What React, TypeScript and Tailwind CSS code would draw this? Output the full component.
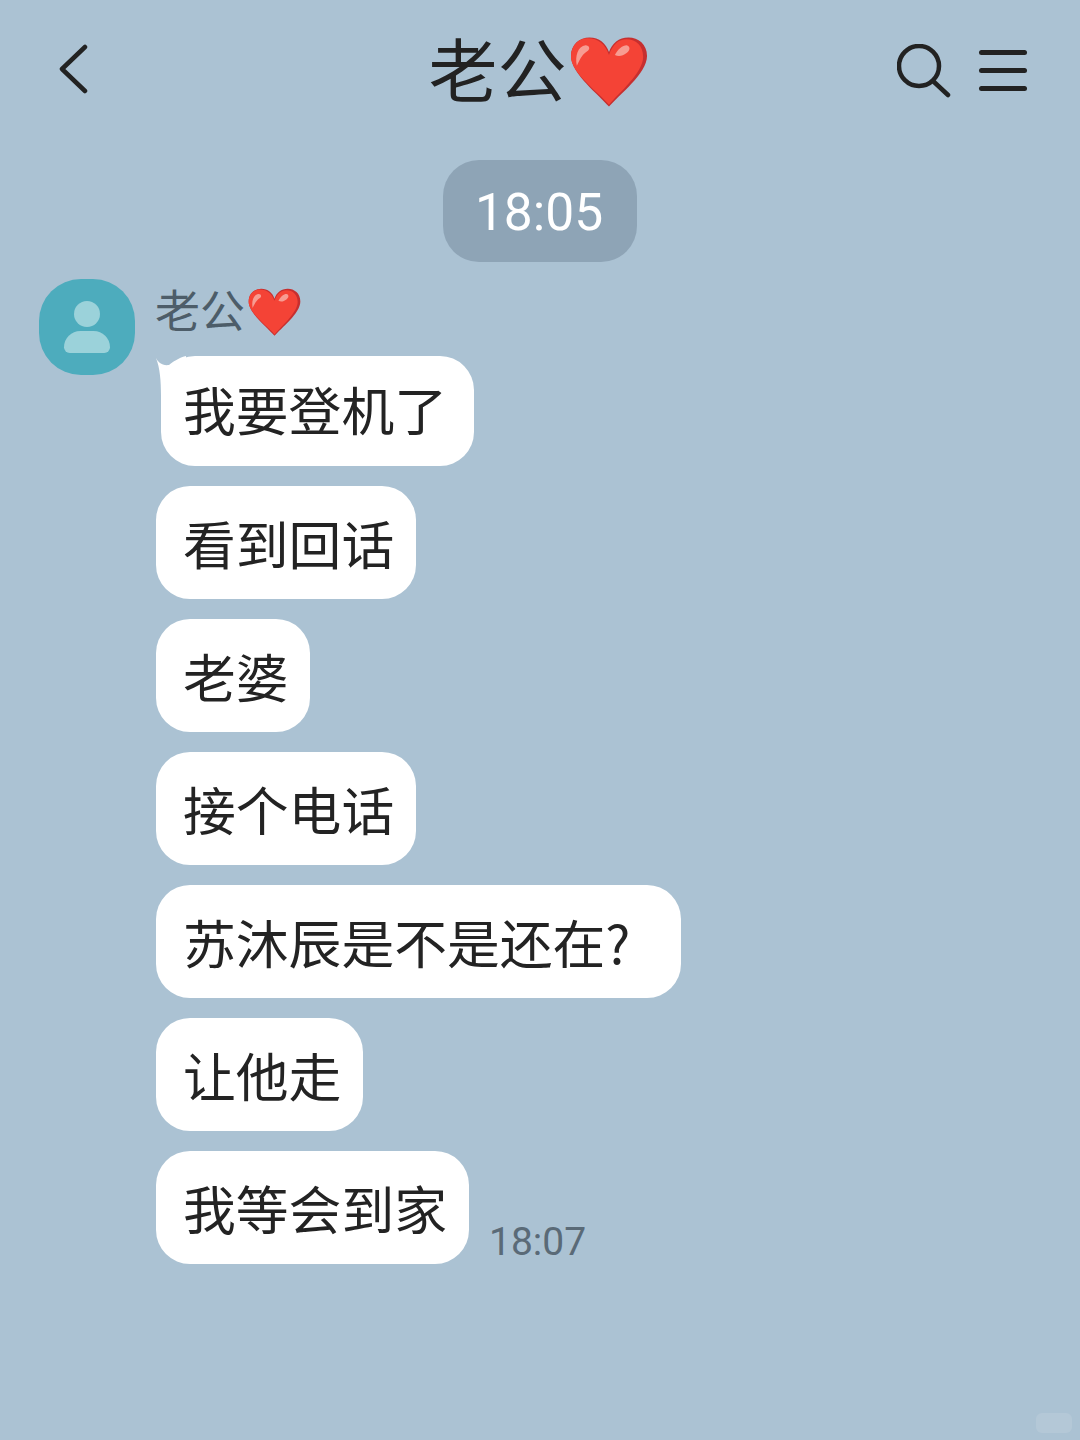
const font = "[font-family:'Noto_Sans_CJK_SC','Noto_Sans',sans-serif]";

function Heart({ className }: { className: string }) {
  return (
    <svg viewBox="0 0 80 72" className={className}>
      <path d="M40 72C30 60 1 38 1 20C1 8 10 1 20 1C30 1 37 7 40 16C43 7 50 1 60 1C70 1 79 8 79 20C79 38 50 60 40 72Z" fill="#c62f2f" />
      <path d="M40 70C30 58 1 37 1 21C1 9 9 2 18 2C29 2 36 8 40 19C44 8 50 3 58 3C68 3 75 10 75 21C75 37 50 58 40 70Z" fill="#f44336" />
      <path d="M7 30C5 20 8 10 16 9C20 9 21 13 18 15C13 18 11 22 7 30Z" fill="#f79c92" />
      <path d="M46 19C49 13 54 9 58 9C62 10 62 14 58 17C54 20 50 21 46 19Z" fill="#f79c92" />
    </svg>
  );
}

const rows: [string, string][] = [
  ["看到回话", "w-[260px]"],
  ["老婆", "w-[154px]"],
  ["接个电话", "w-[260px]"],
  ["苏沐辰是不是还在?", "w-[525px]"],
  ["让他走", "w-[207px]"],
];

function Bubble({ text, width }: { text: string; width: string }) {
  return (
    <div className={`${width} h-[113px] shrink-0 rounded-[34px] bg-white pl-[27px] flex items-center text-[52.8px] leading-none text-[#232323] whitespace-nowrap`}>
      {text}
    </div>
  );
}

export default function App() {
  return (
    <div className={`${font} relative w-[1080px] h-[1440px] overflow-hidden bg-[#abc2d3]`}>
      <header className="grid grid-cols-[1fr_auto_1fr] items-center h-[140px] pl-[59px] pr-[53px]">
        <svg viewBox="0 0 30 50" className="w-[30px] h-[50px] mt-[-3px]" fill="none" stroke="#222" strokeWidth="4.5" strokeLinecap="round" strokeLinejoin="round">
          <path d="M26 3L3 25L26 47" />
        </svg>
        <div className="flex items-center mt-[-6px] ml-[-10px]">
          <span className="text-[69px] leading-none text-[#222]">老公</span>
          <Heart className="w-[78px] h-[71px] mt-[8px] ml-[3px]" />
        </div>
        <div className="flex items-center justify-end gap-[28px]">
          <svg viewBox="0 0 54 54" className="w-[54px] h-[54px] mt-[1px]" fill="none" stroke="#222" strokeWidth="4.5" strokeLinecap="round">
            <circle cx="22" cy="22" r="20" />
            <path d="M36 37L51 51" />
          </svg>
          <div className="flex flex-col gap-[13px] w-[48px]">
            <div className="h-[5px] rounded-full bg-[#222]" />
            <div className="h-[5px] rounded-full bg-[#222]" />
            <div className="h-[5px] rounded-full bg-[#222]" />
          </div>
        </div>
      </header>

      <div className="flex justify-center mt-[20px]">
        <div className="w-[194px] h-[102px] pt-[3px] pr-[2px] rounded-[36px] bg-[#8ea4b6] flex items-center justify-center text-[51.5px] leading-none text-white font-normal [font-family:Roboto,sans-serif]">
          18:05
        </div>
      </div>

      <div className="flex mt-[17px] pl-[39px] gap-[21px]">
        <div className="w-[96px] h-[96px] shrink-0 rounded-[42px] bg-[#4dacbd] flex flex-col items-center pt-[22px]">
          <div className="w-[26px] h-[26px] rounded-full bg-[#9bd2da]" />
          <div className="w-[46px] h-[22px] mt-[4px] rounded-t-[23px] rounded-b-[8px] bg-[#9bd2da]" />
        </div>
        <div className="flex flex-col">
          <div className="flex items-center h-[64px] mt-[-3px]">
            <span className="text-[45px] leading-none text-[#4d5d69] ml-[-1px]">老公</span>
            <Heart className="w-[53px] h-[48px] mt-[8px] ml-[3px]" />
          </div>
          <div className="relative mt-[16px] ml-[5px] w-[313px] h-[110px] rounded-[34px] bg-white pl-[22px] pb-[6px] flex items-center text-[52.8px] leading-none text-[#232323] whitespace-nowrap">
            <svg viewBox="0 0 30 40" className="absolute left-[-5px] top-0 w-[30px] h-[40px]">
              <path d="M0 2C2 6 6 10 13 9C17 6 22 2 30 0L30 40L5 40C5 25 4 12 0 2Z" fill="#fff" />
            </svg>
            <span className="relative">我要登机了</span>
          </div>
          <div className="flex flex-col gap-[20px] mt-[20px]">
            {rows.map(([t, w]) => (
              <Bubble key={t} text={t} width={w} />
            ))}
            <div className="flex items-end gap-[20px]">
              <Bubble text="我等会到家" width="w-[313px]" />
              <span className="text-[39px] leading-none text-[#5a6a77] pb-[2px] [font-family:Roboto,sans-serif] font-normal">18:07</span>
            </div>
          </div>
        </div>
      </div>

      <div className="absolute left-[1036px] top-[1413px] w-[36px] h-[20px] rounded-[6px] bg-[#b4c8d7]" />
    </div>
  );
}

======

Transcribe all the lines above exactly, apart from the pictures.

What React, TypeScript and Tailwind CSS code would draw this? Output the full component.
const font = "[font-family:'Noto_Sans_CJK_SC','Noto_Sans',sans-serif]";

function Heart({ className }: { className: string }) {
  return (
    <svg viewBox="0 0 80 72" className={className}>
      <path d="M40 72C30 60 1 38 1 20C1 8 10 1 20 1C30 1 37 7 40 16C43 7 50 1 60 1C70 1 79 8 79 20C79 38 50 60 40 72Z" fill="#c62f2f" />
      <path d="M40 70C30 58 1 37 1 21C1 9 9 2 18 2C29 2 36 8 40 19C44 8 50 3 58 3C68 3 75 10 75 21C75 37 50 58 40 70Z" fill="#f44336" />
      <path d="M7 30C5 20 8 10 16 9C20 9 21 13 18 15C13 18 11 22 7 30Z" fill="#f79c92" />
      <path d="M46 19C49 13 54 9 58 9C62 10 62 14 58 17C54 20 50 21 46 19Z" fill="#f79c92" />
    </svg>
  );
}

const rows: [string, string][] = [
  ["看到回话", "w-[260px]"],
  ["老婆", "w-[154px]"],
  ["接个电话", "w-[260px]"],
  ["苏沐辰是不是还在?", "w-[525px]"],
  ["让他走", "w-[207px]"],
];

function Bubble({ text, width }: { text: string; width: string }) {
  return (
    <div className={`${width} h-[113px] shrink-0 rounded-[34px] bg-white pl-[27px] flex items-center text-[52.8px] leading-none text-[#232323] whitespace-nowrap`}>
      {text}
    </div>
  );
}

export default function App() {
  return (
    <div className={`${font} relative w-[1080px] h-[1440px] overflow-hidden bg-[#abc2d3]`}>
      <header className="grid grid-cols-[1fr_auto_1fr] items-center h-[140px] pl-[59px] pr-[53px]">
        <svg viewBox="0 0 30 50" className="w-[30px] h-[50px] mt-[-3px]" fill="none" stroke="#222" strokeWidth="4.5" strokeLinecap="round" strokeLinejoin="round">
          <path d="M26 3L3 25L26 47" />
        </svg>
        <div className="flex items-center mt-[-6px] ml-[-10px]">
          <span className="text-[69px] leading-none text-[#222]">老公</span>
          <Heart className="w-[78px] h-[71px] mt-[8px] ml-[3px]" />
        </div>
        <div className="flex items-center justify-end gap-[28px]">
          <svg viewBox="0 0 54 54" className="w-[54px] h-[54px] mt-[1px]" fill="none" stroke="#222" strokeWidth="4.5" strokeLinecap="round">
            <circle cx="22" cy="22" r="20" />
            <path d="M36 37L51 51" />
          </svg>
          <div className="flex flex-col gap-[13px] w-[48px]">
            <div className="h-[5px] rounded-full bg-[#222]" />
            <div className="h-[5px] rounded-full bg-[#222]" />
            <div className="h-[5px] rounded-full bg-[#222]" />
          </div>
        </div>
      </header>

      <div className="flex justify-center mt-[20px]">
        <div className="w-[194px] h-[102px] pt-[3px] pr-[2px] rounded-[36px] bg-[#8ea4b6] flex items-center justify-center text-[51.5px] leading-none text-white font-normal [font-family:Roboto,sans-serif]">
          18:05
        </div>
      </div>

      <div className="flex mt-[17px] pl-[39px] gap-[21px]">
        <div className="w-[96px] h-[96px] shrink-0 rounded-[42px] bg-[#4dacbd] flex flex-col items-center pt-[22px]">
          <div className="w-[26px] h-[26px] rounded-full bg-[#9bd2da]" />
          <div className="w-[46px] h-[22px] mt-[4px] rounded-t-[23px] rounded-b-[8px] bg-[#9bd2da]" />
        </div>
        <div className="flex flex-col">
          <div className="flex items-center h-[64px] mt-[-3px]">
            <span className="text-[45px] leading-none text-[#4d5d69] ml-[-1px]">老公</span>
            <Heart className="w-[53px] h-[48px] mt-[8px] ml-[3px]" />
          </div>
          <div className="relative mt-[16px] ml-[5px] w-[313px] h-[110px] rounded-[34px] bg-white pl-[22px] pb-[6px] flex items-center text-[52.8px] leading-none text-[#232323] whitespace-nowrap">
            <svg viewBox="0 0 30 40" className="absolute left-[-5px] top-0 w-[30px] h-[40px]">
              <path d="M0 2C2 6 6 10 13 9C17 6 22 2 30 0L30 40L5 40C5 25 4 12 0 2Z" fill="#fff" />
            </svg>
            <span className="relative">我要登机了</span>
          </div>
          <div className="flex flex-col gap-[20px] mt-[20px]">
            {rows.map(([t, w]) => (
              <Bubble key={t} text={t} width={w} />
            ))}
            <div className="flex items-end gap-[20px]">
              <Bubble text="我等会到家" width="w-[313px]" />
              <span className="text-[39px] leading-none text-[#5a6a77] pb-[2px] [font-family:Roboto,sans-serif] font-normal">18:07</span>
            </div>
          </div>
        </div>
      </div>

      <div className="absolute left-[1036px] top-[1413px] w-[36px] h-[20px] rounded-[6px] bg-[#b4c8d7]" />
    </div>
  );
}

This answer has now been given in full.